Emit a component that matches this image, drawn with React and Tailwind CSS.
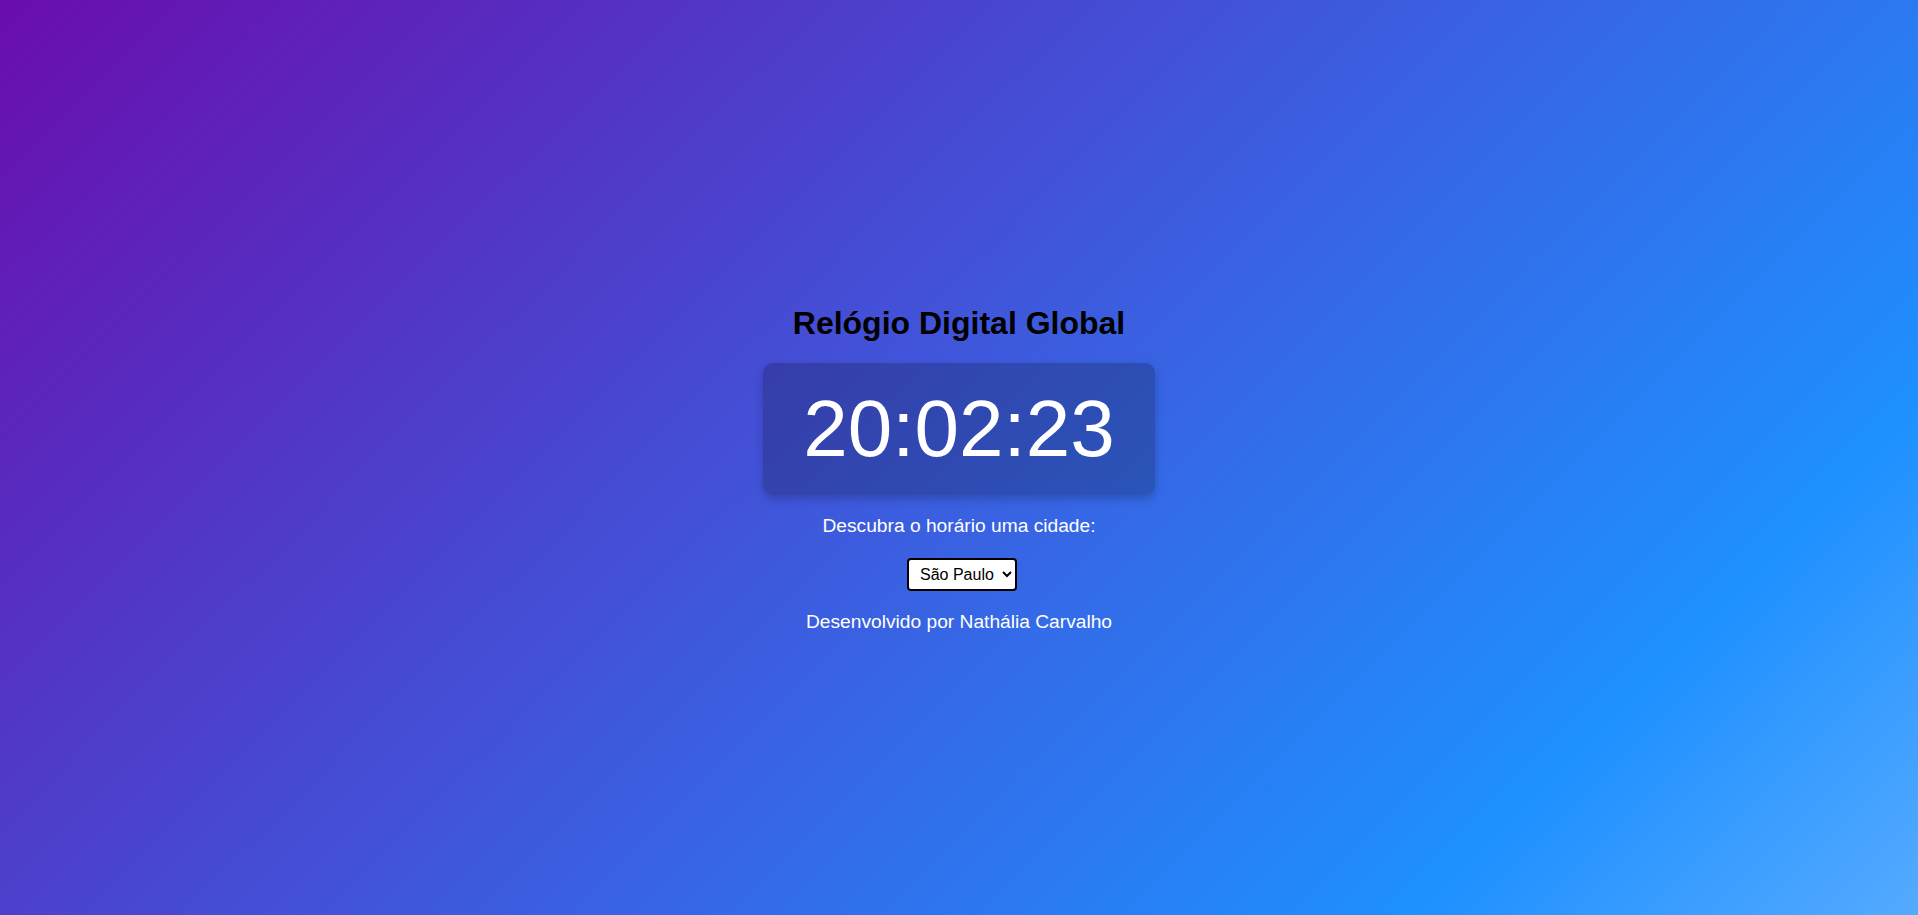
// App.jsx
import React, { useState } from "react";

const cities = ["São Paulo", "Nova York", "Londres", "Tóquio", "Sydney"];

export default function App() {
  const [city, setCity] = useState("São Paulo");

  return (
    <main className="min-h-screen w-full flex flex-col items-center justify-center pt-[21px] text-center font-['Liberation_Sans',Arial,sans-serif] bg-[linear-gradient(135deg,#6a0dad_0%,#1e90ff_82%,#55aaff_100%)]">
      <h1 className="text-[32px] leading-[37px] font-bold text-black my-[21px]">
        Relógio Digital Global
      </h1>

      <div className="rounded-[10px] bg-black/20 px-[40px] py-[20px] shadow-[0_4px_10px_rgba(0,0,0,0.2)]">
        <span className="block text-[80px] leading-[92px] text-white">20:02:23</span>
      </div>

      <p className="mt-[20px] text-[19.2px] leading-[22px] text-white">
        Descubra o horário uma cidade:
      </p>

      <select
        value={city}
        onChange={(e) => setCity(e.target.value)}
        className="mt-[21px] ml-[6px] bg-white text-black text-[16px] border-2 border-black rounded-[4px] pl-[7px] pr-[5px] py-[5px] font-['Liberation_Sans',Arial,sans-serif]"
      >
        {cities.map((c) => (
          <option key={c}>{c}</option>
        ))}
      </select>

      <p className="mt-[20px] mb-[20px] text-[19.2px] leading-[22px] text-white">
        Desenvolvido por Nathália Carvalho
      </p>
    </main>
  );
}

* [Aim of the exercise] Determine the number of lines where the string "React" occurs, and give that number only.

* [Complete output] 2